这些天里,男人第一次主动来亲近她,没想到是在这样的时候。
夏锦浓视线顺着他的胳膊上爬,月光在他小臂上就被截断,男人被没在了阴影里。但仍能看到,他随意地靠着墙,眼神里仿佛有和他话里一样的调侃。
“听说,你喜欢我?”
怪不得鬼鬼祟祟地藏在暗处,原来是偷听了她和秦慕枫的对话。
“只是为了摆脱他,才没有否认罢了。”夏锦浓嘴角弯起,同样挪到了墙边,靠着。
两人明明贴的极近,却偏偏在墙的两边,一个在暗里,一个在明处。
薄薄的墙身上靠着两根笔挺的脊柱,细看了,又会发现,竟然是在墙上相同的位置。
索性也是隔着墙的。两根脊柱上都有突出的骨节,是藏着身体里的刺,若不是隔着,许是,就刺痛了谁。
“你们队上难道没有教过你们,偷听别人说话,是不道德的?”
两人的手早已放开,夏锦浓抱着小臂,反笑道。
“长官只告诉我们,”男人的声音透过背后的墙传来,“采用各种方式窃取敌情,也是必要的手段。”
沉沉厚厚的,像暮鼓晨钟:“合法,也合理。”
夏锦浓莫名就觉得好笑:“谁是敌人?我?还是他?”
这话里,前后都是陷阱。
男人自然也听得出来,一时不知如何作答,竟是沉默了。半晌,才缓缓开口,道起了别的:“没想到你要当医生是因为你…如果你愿意,我…可以帮你。”
声音在砖墙这样的固体中传播,速度会加快。
夏锦浓甚至感觉到这速度快到引起了墙面隐隐的震动。震动传到她心口,再一路窜到大脑,让她有点发懵。

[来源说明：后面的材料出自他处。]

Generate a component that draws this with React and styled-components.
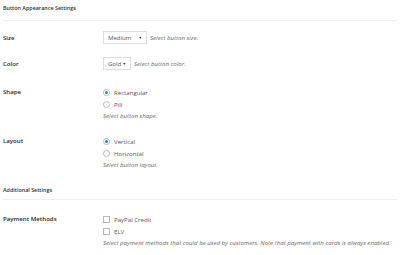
import React from "react";
import styled, { createGlobalStyle } from "styled-components";

const Global = createGlobalStyle`
  html, body { margin: 0; padding: 0; background: #fff; }
  body { font-family: "Open Sans", "Noto Sans", sans-serif; color: #23282d; }
`;

const Page = styled.div`
  width: 400px;
  height: 255px;
  padding: 0 3px;
  box-sizing: border-box;
  overflow: hidden;
`;

const SectionTitle = styled.div`
  height: ${(p) => p.$h}px;
  padding-top: ${(p) => p.$pt || 0}px;
  line-height: ${(p) => p.$lh}px;
  font-size: 5.4px;
  font-weight: 600;
  color: #2b3035;
  border-bottom: 1px solid #eeeeee;
`;

const Row = styled.div`
  display: grid;
  grid-template-columns: 100px 1fr;
  margin-top: ${(p) => p.$mt}px;
`;

const Label = styled.div`
  font-size: 6.1px;
  font-weight: 600;
  line-height: ${(p) => p.$lh || 12}px;
  color: #23282d;
`;

const Field = styled.div`
  display: flex;
  flex-direction: ${(p) => (p.$inline ? "row" : "column")};
  align-items: ${(p) => (p.$inline ? "center" : "flex-start")};
`;

const Select = styled.div`
  width: ${(p) => p.$w}px;
  height: 13px;
  box-sizing: border-box;
  border: 1px solid #dddddd;
  background: #fff;
  display: flex;
  align-items: center;
  justify-content: space-between;
  padding: 0 4px 0 4px;
  font-size: 6px;
  color: #50555a;
`;

const Arrow = styled.span`
  font-size: 3.6px;
  color: #222;
  line-height: 1;
`;

const Hint = styled.span`
  font-size: 6.1px;
  font-style: italic;
  color: #6a6a6a;
  line-height: 12px;
  margin-left: ${(p) => (p.$inline ? 3 : 0)}px;
  white-space: nowrap;
`;

const Option = styled.label`
  display: flex;
  align-items: center;
  height: 12px;
  font-size: 6.1px;
  color: #50555a;
  gap: 4px;
`;

const Radio = styled.span`
  width: 7px;
  height: 7px;
  box-sizing: border-box;
  border: 1px solid #b4b9be;
  border-radius: 50%;
  display: flex;
  align-items: center;
  justify-content: center;
  &::after {
    content: "";
    width: 3px;
    height: 3px;
    border-radius: 50%;
    background: ${(p) => (p.$checked ? "#1e8cbe" : "transparent")};
  }
`;

const Check = styled.span`
  width: 7px;
  height: 7px;
  box-sizing: border-box;
  border: 1px solid #b4b9be;
  background: #fff;
`;

function SelectField({ value, width, hint }) {
  return (
    <Field $inline>
      <Select $w={width}>
        {value}
        <Arrow>▼</Arrow>
      </Select>
      <Hint $inline>{hint}</Hint>
    </Field>
  );
}

export default function App() {
  return (
    <Page>
      <Global />
      <SectionTitle $h={20} $lh={16}>Button Appearance Settings</SectionTitle>
      <Row $mt={10}>
        <Label $lh={13}>Size</Label>
        <SelectField value="Medium" width={44} hint="Select button size." />
      </Row>
      <Row $mt={13}>
        <Label $lh={13}>Color</Label>
        <SelectField value="Gold" width={28} hint="Select button color." />
      </Row>
      <Row $mt={16}>
        <Label>Shape</Label>
        <Field>
          <Option><Radio $checked />Rectangular</Option>
          <Option><Radio />Pill</Option>
          <Hint>Select button shape.</Hint>
        </Field>
      </Row>
      <Row $mt={13}>
        <Label>Layout</Label>
        <Field>
          <Option><Radio $checked />Vertical</Option>
          <Option><Radio />Horizontal</Option>
          <Hint>Select button layout.</Hint>
        </Field>
      </Row>
      <SectionTitle $h={18} $lh={18} $pt={10}>Additional Settings</SectionTitle>
      <Row $mt={13}>
        <Label>Payment Methods</Label>
        <Field>
          <Option><Check />PayPal Credit</Option>
          <Option><Check />ELV</Option>
          <Hint>Select payment methods that could be used by customers. Note that payment with cards is always enabled.</Hint>
        </Field>
      </Row>
    </Page>
  );
}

但很快,音波消散后,夏锦浓又觉察出了一些微妙:“帮我?你…又是为什么要帮我?”
男人这次答得很快:“医疗行业迟早也要电子商务化,云聚要想分一杯羹,就得提前布局。培养人才,寻找不错的合作伙伴,都是必要的。”
这个答案跟秦慕枫说的那些如出一辙。
虽然由和她没什么感情瓜葛的野男人说来,比秦慕枫说的要可信一点。但也只是一点。
“旷总以为这两句冠冕堂皇的理由,就能叫我相信”
夏锦浓看着远方,眉眼弯成了头上的月亮:
“你是云聚的总裁,但你是白手起家,想必资本有很大一部分,是掌握在别的股东手里的吧。”
旷云野没有出声。
夏锦浓知道自己说对了,又继续道:“既然是这样,那云聚有重大决策,定然不是你一个人说了算的。医疗电子商务化还是很前沿的领域,投资也不小,云聚又从没有这方面的经验,你想说服他们,定然是不容易的。”
夏锦浓自己本也是夏氏的股东,但有股份,也不代表她就有足够的资金能买下一个医院。不然,买医院当医生这事,她自己就实现了。所以,她也很清楚,这里面的难度。